Rows from a dataset of pages and code:
++++++++

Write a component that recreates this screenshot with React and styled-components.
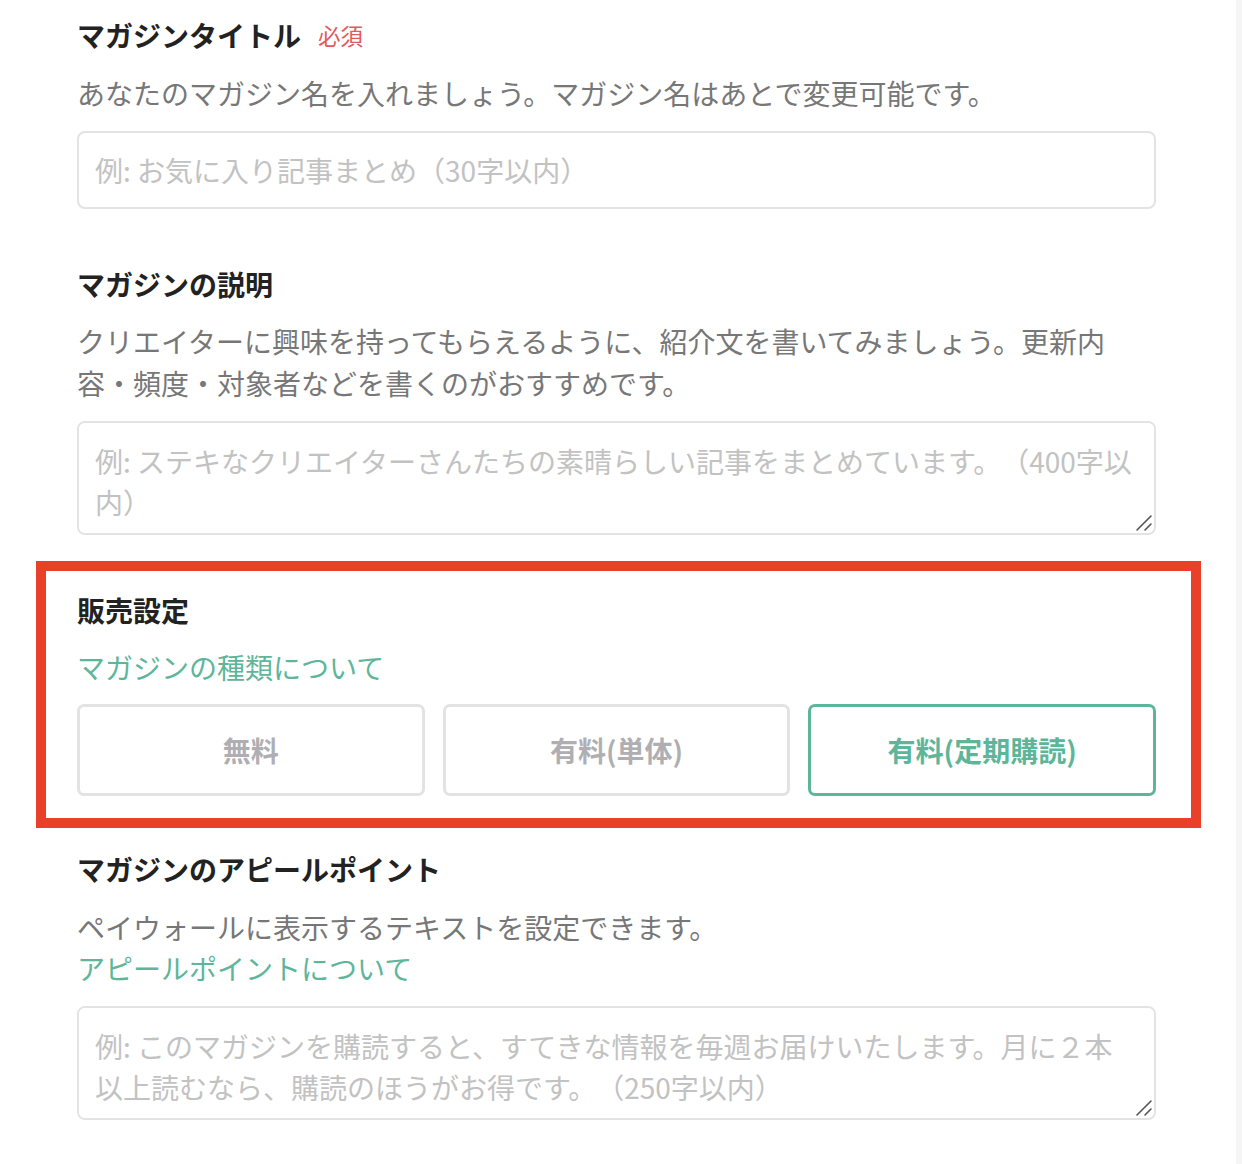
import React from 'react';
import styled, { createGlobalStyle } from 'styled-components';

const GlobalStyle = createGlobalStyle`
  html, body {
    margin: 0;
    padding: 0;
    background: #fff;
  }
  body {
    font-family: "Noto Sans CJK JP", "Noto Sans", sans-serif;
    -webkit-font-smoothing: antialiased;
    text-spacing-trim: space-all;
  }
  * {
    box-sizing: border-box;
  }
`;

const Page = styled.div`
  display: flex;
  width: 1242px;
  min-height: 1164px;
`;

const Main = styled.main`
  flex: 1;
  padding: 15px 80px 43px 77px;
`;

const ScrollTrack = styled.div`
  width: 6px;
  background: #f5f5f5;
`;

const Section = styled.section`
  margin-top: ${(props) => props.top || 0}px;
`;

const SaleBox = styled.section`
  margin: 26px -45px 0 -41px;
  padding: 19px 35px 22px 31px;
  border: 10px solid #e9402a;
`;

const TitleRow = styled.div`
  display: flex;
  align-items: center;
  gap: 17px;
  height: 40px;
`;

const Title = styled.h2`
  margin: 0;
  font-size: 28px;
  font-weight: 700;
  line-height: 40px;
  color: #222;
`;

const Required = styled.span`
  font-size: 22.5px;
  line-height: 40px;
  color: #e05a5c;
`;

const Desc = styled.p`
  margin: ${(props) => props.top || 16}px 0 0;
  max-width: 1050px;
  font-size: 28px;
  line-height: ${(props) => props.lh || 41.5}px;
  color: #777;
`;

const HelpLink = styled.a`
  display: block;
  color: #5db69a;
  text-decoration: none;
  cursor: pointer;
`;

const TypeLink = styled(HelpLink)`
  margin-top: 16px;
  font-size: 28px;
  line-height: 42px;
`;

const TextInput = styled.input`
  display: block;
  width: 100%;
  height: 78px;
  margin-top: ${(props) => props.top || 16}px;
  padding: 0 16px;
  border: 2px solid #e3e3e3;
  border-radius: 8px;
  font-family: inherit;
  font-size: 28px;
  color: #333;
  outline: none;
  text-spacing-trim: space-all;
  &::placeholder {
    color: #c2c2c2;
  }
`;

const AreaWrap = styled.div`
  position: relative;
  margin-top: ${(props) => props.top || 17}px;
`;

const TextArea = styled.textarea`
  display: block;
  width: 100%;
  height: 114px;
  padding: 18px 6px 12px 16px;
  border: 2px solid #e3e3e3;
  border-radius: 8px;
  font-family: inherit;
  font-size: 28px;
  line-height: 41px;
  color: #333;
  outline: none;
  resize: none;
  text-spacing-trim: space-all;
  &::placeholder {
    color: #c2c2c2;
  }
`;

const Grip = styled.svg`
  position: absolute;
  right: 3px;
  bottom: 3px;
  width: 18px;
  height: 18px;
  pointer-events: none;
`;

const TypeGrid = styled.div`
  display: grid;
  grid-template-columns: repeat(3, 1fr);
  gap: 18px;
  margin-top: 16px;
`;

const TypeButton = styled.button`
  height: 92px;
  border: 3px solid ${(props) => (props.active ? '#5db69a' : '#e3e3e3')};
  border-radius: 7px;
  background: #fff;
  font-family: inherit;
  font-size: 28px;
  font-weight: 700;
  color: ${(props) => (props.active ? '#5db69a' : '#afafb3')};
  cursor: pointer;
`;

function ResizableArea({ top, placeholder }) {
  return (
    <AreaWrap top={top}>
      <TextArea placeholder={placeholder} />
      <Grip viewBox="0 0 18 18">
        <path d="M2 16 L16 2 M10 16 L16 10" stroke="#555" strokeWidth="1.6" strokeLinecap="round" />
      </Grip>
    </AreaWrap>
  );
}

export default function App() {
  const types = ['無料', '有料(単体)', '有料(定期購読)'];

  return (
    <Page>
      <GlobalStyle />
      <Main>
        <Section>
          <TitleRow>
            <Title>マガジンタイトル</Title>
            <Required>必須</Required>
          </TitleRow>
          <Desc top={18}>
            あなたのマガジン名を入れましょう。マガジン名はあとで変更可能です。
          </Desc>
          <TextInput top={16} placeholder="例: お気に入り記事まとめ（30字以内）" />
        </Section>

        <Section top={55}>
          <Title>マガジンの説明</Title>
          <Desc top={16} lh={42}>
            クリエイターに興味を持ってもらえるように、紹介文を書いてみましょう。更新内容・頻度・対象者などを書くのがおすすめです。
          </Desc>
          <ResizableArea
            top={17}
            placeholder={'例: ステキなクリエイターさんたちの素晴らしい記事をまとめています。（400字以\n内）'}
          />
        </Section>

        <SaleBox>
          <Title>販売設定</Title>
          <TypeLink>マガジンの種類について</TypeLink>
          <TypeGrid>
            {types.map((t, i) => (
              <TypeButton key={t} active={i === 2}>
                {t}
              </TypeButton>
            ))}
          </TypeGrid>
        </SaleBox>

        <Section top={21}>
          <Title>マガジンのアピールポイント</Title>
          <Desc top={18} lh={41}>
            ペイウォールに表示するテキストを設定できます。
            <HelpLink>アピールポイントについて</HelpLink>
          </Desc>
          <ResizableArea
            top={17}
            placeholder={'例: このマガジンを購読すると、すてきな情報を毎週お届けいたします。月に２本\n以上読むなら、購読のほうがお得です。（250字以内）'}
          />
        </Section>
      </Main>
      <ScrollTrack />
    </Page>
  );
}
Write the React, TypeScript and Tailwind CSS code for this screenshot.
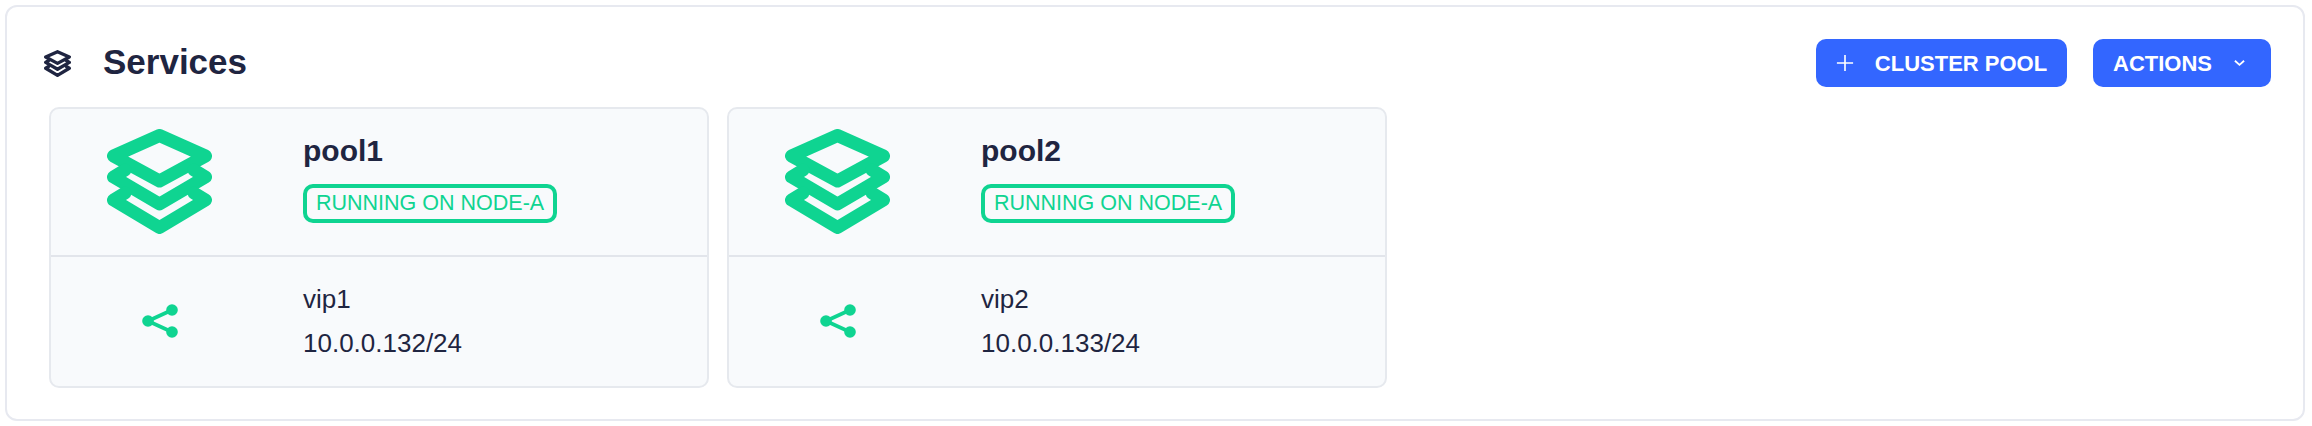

++++++++

**Given instruction**: Your task is to repeat the data above exactly while excluding the pictures.

**Answer to this task**:
Write a component that recreates this screenshot with React and styled-components.
import React from 'react';
import styled, { createGlobalStyle } from 'styled-components';

const GlobalStyle = createGlobalStyle`
  html, body {
    margin: 0;
    padding: 0;
    background: #fff;
  }
  body {
    font-family: "Noto Sans CJK JP", "Noto Sans", sans-serif;
    -webkit-font-smoothing: antialiased;
    text-spacing-trim: space-all;
  }
  * {
    box-sizing: border-box;
  }
`;

const Page = styled.div`
  display: flex;
  width: 1242px;
  min-height: 1164px;
`;

const Main = styled.main`
  flex: 1;
  padding: 15px 80px 43px 77px;
`;

const ScrollTrack = styled.div`
  width: 6px;
  background: #f5f5f5;
`;

const Section = styled.section`
  margin-top: ${(props) => props.top || 0}px;
`;

const SaleBox = styled.section`
  margin: 26px -45px 0 -41px;
  padding: 19px 35px 22px 31px;
  border: 10px solid #e9402a;
`;

const TitleRow = styled.div`
  display: flex;
  align-items: center;
  gap: 17px;
  height: 40px;
`;

const Title = styled.h2`
  margin: 0;
  font-size: 28px;
  font-weight: 700;
  line-height: 40px;
  color: #222;
`;

const Required = styled.span`
  font-size: 22.5px;
  line-height: 40px;
  color: #e05a5c;
`;

const Desc = styled.p`
  margin: ${(props) => props.top || 16}px 0 0;
  max-width: 1050px;
  font-size: 28px;
  line-height: ${(props) => props.lh || 41.5}px;
  color: #777;
`;

const HelpLink = styled.a`
  display: block;
  color: #5db69a;
  text-decoration: none;
  cursor: pointer;
`;

const TypeLink = styled(HelpLink)`
  margin-top: 16px;
  font-size: 28px;
  line-height: 42px;
`;

const TextInput = styled.input`
  display: block;
  width: 100%;
  height: 78px;
  margin-top: ${(props) => props.top || 16}px;
  padding: 0 16px;
  border: 2px solid #e3e3e3;
  border-radius: 8px;
  font-family: inherit;
  font-size: 28px;
  color: #333;
  outline: none;
  text-spacing-trim: space-all;
  &::placeholder {
    color: #c2c2c2;
  }
`;

const AreaWrap = styled.div`
  position: relative;
  margin-top: ${(props) => props.top || 17}px;
`;

const TextArea = styled.textarea`
  display: block;
  width: 100%;
  height: 114px;
  padding: 18px 6px 12px 16px;
  border: 2px solid #e3e3e3;
  border-radius: 8px;
  font-family: inherit;
  font-size: 28px;
  line-height: 41px;
  color: #333;
  outline: none;
  resize: none;
  text-spacing-trim: space-all;
  &::placeholder {
    color: #c2c2c2;
  }
`;

const Grip = styled.svg`
  position: absolute;
  right: 3px;
  bottom: 3px;
  width: 18px;
  height: 18px;
  pointer-events: none;
`;

const TypeGrid = styled.div`
  display: grid;
  grid-template-columns: repeat(3, 1fr);
  gap: 18px;
  margin-top: 16px;
`;

const TypeButton = styled.button`
  height: 92px;
  border: 3px solid ${(props) => (props.active ? '#5db69a' : '#e3e3e3')};
  border-radius: 7px;
  background: #fff;
  font-family: inherit;
  font-size: 28px;
  font-weight: 700;
  color: ${(props) => (props.active ? '#5db69a' : '#afafb3')};
  cursor: pointer;
`;

function ResizableArea({ top, placeholder }) {
  return (
    <AreaWrap top={top}>
      <TextArea placeholder={placeholder} />
      <Grip viewBox="0 0 18 18">
        <path d="M2 16 L16 2 M10 16 L16 10" stroke="#555" strokeWidth="1.6" strokeLinecap="round" />
      </Grip>
    </AreaWrap>
  );
}

export default function App() {
  const types = ['無料', '有料(単体)', '有料(定期購読)'];

  return (
    <Page>
      <GlobalStyle />
      <Main>
        <Section>
          <TitleRow>
            <Title>マガジンタイトル</Title>
            <Required>必須</Required>
          </TitleRow>
          <Desc top={18}>
            あなたのマガジン名を入れましょう。マガジン名はあとで変更可能です。
          </Desc>
          <TextInput top={16} placeholder="例: お気に入り記事まとめ（30字以内）" />
        </Section>

        <Section top={55}>
          <Title>マガジンの説明</Title>
          <Desc top={16} lh={42}>
            クリエイターに興味を持ってもらえるように、紹介文を書いてみましょう。更新内容・頻度・対象者などを書くのがおすすめです。
          </Desc>
          <ResizableArea
            top={17}
            placeholder={'例: ステキなクリエイターさんたちの素晴らしい記事をまとめています。（400字以\n内）'}
          />
        </Section>

        <SaleBox>
          <Title>販売設定</Title>
          <TypeLink>マガジンの種類について</TypeLink>
          <TypeGrid>
            {types.map((t, i) => (
              <TypeButton key={t} active={i === 2}>
                {t}
              </TypeButton>
            ))}
          </TypeGrid>
        </SaleBox>

        <Section top={21}>
          <Title>マガジンのアピールポイント</Title>
          <Desc top={18} lh={41}>
            ペイウォールに表示するテキストを設定できます。
            <HelpLink>アピールポイントについて</HelpLink>
          </Desc>
          <ResizableArea
            top={17}
            placeholder={'例: このマガジンを購読すると、すてきな情報を毎週お届けいたします。月に２本\n以上読むなら、購読のほうがお得です。（250字以内）'}
          />
        </Section>
      </Main>
      <ScrollTrack />
    </Page>
  );
}
Write the React, TypeScript and Tailwind CSS code for this screenshot.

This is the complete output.